PROBLEM TO SOLVE: Transcribe each line of the material as it is, and drop any picture.

GIVEN MATERIAL:
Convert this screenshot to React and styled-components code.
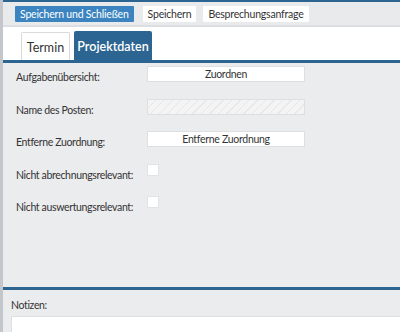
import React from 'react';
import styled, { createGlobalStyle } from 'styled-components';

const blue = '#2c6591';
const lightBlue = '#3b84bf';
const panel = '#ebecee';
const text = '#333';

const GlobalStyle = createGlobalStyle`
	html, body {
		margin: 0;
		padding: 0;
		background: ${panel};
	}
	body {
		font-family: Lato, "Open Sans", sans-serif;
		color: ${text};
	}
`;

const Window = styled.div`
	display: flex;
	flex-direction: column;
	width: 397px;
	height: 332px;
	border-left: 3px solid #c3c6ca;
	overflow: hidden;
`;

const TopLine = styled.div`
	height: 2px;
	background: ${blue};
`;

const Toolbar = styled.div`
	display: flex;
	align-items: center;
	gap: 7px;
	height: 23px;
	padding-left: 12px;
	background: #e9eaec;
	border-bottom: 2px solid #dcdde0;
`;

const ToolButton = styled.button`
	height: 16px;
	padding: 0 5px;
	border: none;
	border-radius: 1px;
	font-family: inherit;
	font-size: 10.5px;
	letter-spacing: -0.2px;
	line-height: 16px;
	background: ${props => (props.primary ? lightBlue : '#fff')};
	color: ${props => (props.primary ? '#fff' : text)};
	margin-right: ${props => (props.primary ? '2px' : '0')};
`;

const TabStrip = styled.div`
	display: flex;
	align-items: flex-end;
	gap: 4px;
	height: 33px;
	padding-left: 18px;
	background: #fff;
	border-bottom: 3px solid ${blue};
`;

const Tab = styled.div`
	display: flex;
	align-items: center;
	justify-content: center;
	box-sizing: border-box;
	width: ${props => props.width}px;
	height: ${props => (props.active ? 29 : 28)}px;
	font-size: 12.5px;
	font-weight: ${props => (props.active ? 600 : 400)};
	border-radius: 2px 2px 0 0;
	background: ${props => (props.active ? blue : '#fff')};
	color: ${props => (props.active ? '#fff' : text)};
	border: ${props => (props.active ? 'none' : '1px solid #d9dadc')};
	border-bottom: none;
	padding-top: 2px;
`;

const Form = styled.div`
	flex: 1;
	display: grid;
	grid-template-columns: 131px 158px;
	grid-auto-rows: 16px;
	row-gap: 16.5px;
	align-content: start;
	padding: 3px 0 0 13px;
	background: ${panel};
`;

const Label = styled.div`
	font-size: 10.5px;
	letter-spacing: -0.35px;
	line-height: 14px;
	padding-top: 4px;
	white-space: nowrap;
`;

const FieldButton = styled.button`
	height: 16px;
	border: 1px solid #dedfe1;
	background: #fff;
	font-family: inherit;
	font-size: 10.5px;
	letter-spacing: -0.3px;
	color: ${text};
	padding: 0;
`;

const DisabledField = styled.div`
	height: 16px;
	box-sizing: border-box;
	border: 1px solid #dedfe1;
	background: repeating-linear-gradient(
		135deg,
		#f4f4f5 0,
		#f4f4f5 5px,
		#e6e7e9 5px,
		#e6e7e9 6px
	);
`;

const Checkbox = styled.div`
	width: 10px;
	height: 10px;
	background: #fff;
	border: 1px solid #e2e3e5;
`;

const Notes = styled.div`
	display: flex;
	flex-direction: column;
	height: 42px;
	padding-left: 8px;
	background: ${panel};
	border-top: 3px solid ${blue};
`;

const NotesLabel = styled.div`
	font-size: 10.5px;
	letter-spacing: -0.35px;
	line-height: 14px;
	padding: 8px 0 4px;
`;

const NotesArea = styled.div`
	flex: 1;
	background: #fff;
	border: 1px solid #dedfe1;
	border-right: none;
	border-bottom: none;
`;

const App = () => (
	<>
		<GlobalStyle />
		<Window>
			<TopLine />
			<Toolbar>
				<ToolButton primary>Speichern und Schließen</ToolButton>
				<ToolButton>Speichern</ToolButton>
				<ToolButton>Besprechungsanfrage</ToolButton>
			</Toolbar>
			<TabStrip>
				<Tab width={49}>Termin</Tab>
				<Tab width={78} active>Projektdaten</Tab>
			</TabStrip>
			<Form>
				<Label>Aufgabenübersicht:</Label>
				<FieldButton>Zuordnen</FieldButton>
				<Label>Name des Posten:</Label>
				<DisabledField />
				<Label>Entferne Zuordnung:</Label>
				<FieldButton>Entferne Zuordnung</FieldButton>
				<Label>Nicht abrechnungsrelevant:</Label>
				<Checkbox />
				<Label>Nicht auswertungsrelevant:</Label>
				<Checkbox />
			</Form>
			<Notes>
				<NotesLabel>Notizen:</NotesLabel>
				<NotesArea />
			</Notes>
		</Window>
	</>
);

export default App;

FULL SOLUTION:
Convert this screenshot to React and styled-components code.
import React from 'react';
import styled, { createGlobalStyle } from 'styled-components';

const blue = '#2c6591';
const lightBlue = '#3b84bf';
const panel = '#ebecee';
const text = '#333';

const GlobalStyle = createGlobalStyle`
	html, body {
		margin: 0;
		padding: 0;
		background: ${panel};
	}
	body {
		font-family: Lato, "Open Sans", sans-serif;
		color: ${text};
	}
`;

const Window = styled.div`
	display: flex;
	flex-direction: column;
	width: 397px;
	height: 332px;
	border-left: 3px solid #c3c6ca;
	overflow: hidden;
`;

const TopLine = styled.div`
	height: 2px;
	background: ${blue};
`;

const Toolbar = styled.div`
	display: flex;
	align-items: center;
	gap: 7px;
	height: 23px;
	padding-left: 12px;
	background: #e9eaec;
	border-bottom: 2px solid #dcdde0;
`;

const ToolButton = styled.button`
	height: 16px;
	padding: 0 5px;
	border: none;
	border-radius: 1px;
	font-family: inherit;
	font-size: 10.5px;
	letter-spacing: -0.2px;
	line-height: 16px;
	background: ${props => (props.primary ? lightBlue : '#fff')};
	color: ${props => (props.primary ? '#fff' : text)};
	margin-right: ${props => (props.primary ? '2px' : '0')};
`;

const TabStrip = styled.div`
	display: flex;
	align-items: flex-end;
	gap: 4px;
	height: 33px;
	padding-left: 18px;
	background: #fff;
	border-bottom: 3px solid ${blue};
`;

const Tab = styled.div`
	display: flex;
	align-items: center;
	justify-content: center;
	box-sizing: border-box;
	width: ${props => props.width}px;
	height: ${props => (props.active ? 29 : 28)}px;
	font-size: 12.5px;
	font-weight: ${props => (props.active ? 600 : 400)};
	border-radius: 2px 2px 0 0;
	background: ${props => (props.active ? blue : '#fff')};
	color: ${props => (props.active ? '#fff' : text)};
	border: ${props => (props.active ? 'none' : '1px solid #d9dadc')};
	border-bottom: none;
	padding-top: 2px;
`;

const Form = styled.div`
	flex: 1;
	display: grid;
	grid-template-columns: 131px 158px;
	grid-auto-rows: 16px;
	row-gap: 16.5px;
	align-content: start;
	padding: 3px 0 0 13px;
	background: ${panel};
`;

const Label = styled.div`
	font-size: 10.5px;
	letter-spacing: -0.35px;
	line-height: 14px;
	padding-top: 4px;
	white-space: nowrap;
`;

const FieldButton = styled.button`
	height: 16px;
	border: 1px solid #dedfe1;
	background: #fff;
	font-family: inherit;
	font-size: 10.5px;
	letter-spacing: -0.3px;
	color: ${text};
	padding: 0;
`;

const DisabledField = styled.div`
	height: 16px;
	box-sizing: border-box;
	border: 1px solid #dedfe1;
	background: repeating-linear-gradient(
		135deg,
		#f4f4f5 0,
		#f4f4f5 5px,
		#e6e7e9 5px,
		#e6e7e9 6px
	);
`;

const Checkbox = styled.div`
	width: 10px;
	height: 10px;
	background: #fff;
	border: 1px solid #e2e3e5;
`;

const Notes = styled.div`
	display: flex;
	flex-direction: column;
	height: 42px;
	padding-left: 8px;
	background: ${panel};
	border-top: 3px solid ${blue};
`;

const NotesLabel = styled.div`
	font-size: 10.5px;
	letter-spacing: -0.35px;
	line-height: 14px;
	padding: 8px 0 4px;
`;

const NotesArea = styled.div`
	flex: 1;
	background: #fff;
	border: 1px solid #dedfe1;
	border-right: none;
	border-bottom: none;
`;

const App = () => (
	<>
		<GlobalStyle />
		<Window>
			<TopLine />
			<Toolbar>
				<ToolButton primary>Speichern und Schließen</ToolButton>
				<ToolButton>Speichern</ToolButton>
				<ToolButton>Besprechungsanfrage</ToolButton>
			</Toolbar>
			<TabStrip>
				<Tab width={49}>Termin</Tab>
				<Tab width={78} active>Projektdaten</Tab>
			</TabStrip>
			<Form>
				<Label>Aufgabenübersicht:</Label>
				<FieldButton>Zuordnen</FieldButton>
				<Label>Name des Posten:</Label>
				<DisabledField />
				<Label>Entferne Zuordnung:</Label>
				<FieldButton>Entferne Zuordnung</FieldButton>
				<Label>Nicht abrechnungsrelevant:</Label>
				<Checkbox />
				<Label>Nicht auswertungsrelevant:</Label>
				<Checkbox />
			</Form>
			<Notes>
				<NotesLabel>Notizen:</NotesLabel>
				<NotesArea />
			</Notes>
		</Window>
	</>
);

export default App;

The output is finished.